We cause Xs at all times, in parallel with billions of others causing other Xs, and our Ys align and combine with billions of other Ys. Interestingly, there is usually a time lag between the moment we cause X and the moment the effects Y occur. Effects are rarely immediate; they might surface after a long, long time, appearing “out of the blue”. By being unable to see effects right away, we often double down on our actions to see the outcomes we so much long for, even though upshots may come a tad late to the party. Similar to when we are starving and we eat and eat to satisfy a hunger which does not seem to go away until it does only to realize we ate too much.
Effects of our actions are seldom discrete. Back to the hammer and the porcelain piggy analogy: the pig is either broken or unbroken. Of course you could hammer it gently to only crack it, but that’s not the point, who does that? We hammer it like there’s no tomorrow because we want the stuff it contains. But effects in life are not like fragile piggy banks. Effects of our actions are not boolean valued: done/undone, broken/unbroken, but continuous; they fluctuate in their states as they interact with effects caused by distant actions, and we might only feel their presence once crossing a certain threshold which we consider relevant for it to be noticed. Moreover, effects are not one-dimensional, nor single valued. This is, whenever we do an action, what we do is to excite a “field” of sorts (bear with me here) where multiple effects and sub-effects spread and radiate away.
In the social sciences, unintended consequences (sometimes unanticipated consequences or unforeseen consequences) are outcomes of a purposeful action that are not intended or foreseen. The term was popularized in the twentieth century by American sociologist Robert K. Merton. What are unintended consequences after all? Our incapacity to understand how the effects of our actions interrelate to the zillion effects of zillion actions taken by others. Effects become causes causing new effects which may become causes creating new effects. This is clearly why things we didn’t cause might hit us hard. Think of the ill-fated Mike Edwards—early member of 1970s British rock group Electric Light Orchestra—who was killed in an accident when his van was crushed by a 600 kg bale of hay that fell from a tractor on nearby farmland before rolling onto the road. Think of politicians and how their arbitrary actions affect millions of us. Think of the actions taken—or not taken—by someone you don’t know nor your haven’t ever heard about whose effects directly impact you. For example someone who finally decided not to go for a loan to buy an apartment which ended up being the apartment you live in. Had this person made a different choice, you’d be living elsewhere.
My 4 years old kid is at that stage when he asks all the time “why?”. Sometimes, when he starts, we end up in strange sequences where I try to give an answer “because of this”, and he goes again “why?” and I go down a new level “because of that” and so on until our conversations get surreal.

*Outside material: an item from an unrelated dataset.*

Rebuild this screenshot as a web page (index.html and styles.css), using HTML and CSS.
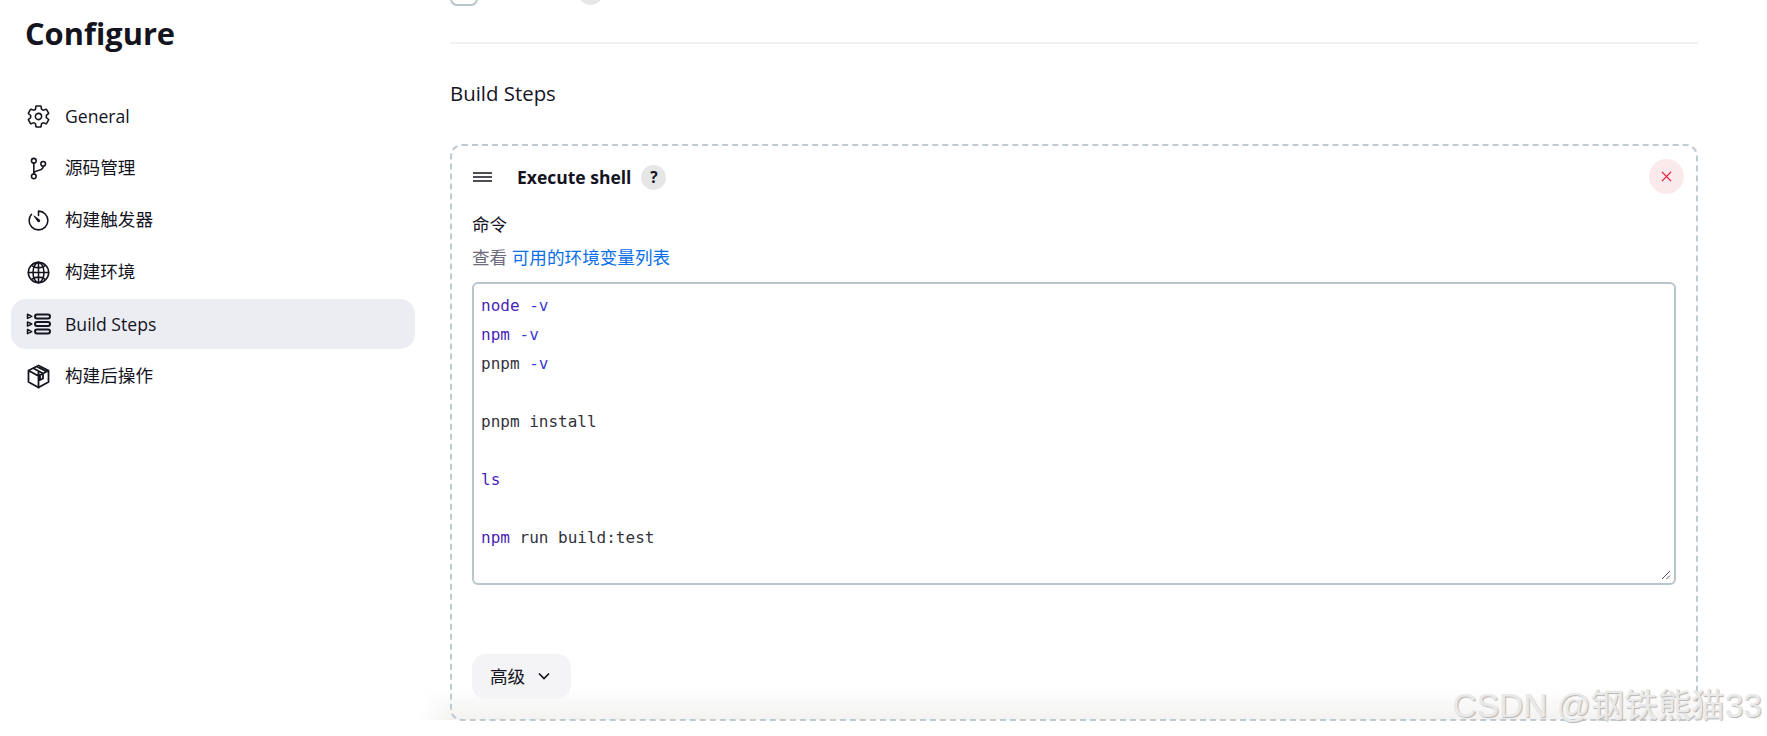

We start on things like “why is the milk so cold?” all the way to explain how electricity on the planet is generated. Bit of bad luck for him to have this nerd dad. Oh well. But what he does is something we adults do, and it’s called the why-because analysis, or WBA.
Why-Because Analysis is a technique for causally analyzing the behavior of complex things. Its primary application is in the analysis of accidents, typically in transportation systems. It is also used in safety requirements analysis during system design and development.
WBA is based on a notion of causal factor. Whether one event or state is a causal factor in the occurrence of another is determined by applying the Counterfactual Test. The Counterfactual Test was proposed by the logician David Lewis in 1975—who credited David Hume—and has withstood detailed criticism since. During the analysis, a Why-Because Graph (WB-Graph or WBG) is built showing the causal connections between all events and states of the behavior being analyzed. The completed WB-Graph is the main output of Why-Because Analysis.
David Hume argued that two occurrences are causally related as cause and effect if they pass the following test:
X is a cause for Y if, and only if, had X not happened Y could not have happened (all other things equal)
In WBA speak, it goes:
Necessary Causal Factor (NCF): Cause X is a Necessary Causal Factor, or NCF, for effect Y if X passes the Counterfactual Test for Y. Only then, X is a NCF for Y.
Test does not answer whether X is the only cause for Y. X alone may not be sufficient, other causes may be needed so that Y occurs.
I like to run Why-Because analyses of my ordinary life. Mostly for fun, and to observe how causality evolves as I grow old. This mental game has made me realize interesting things. For example, identifying that the Necessary Causal Factor that made possible I can have those funny conversations with my son in our kitchen about why the milk is so cold is a text message I sent in July 2015 to my dad. I’ll keep the WB-Graph of all that for myself.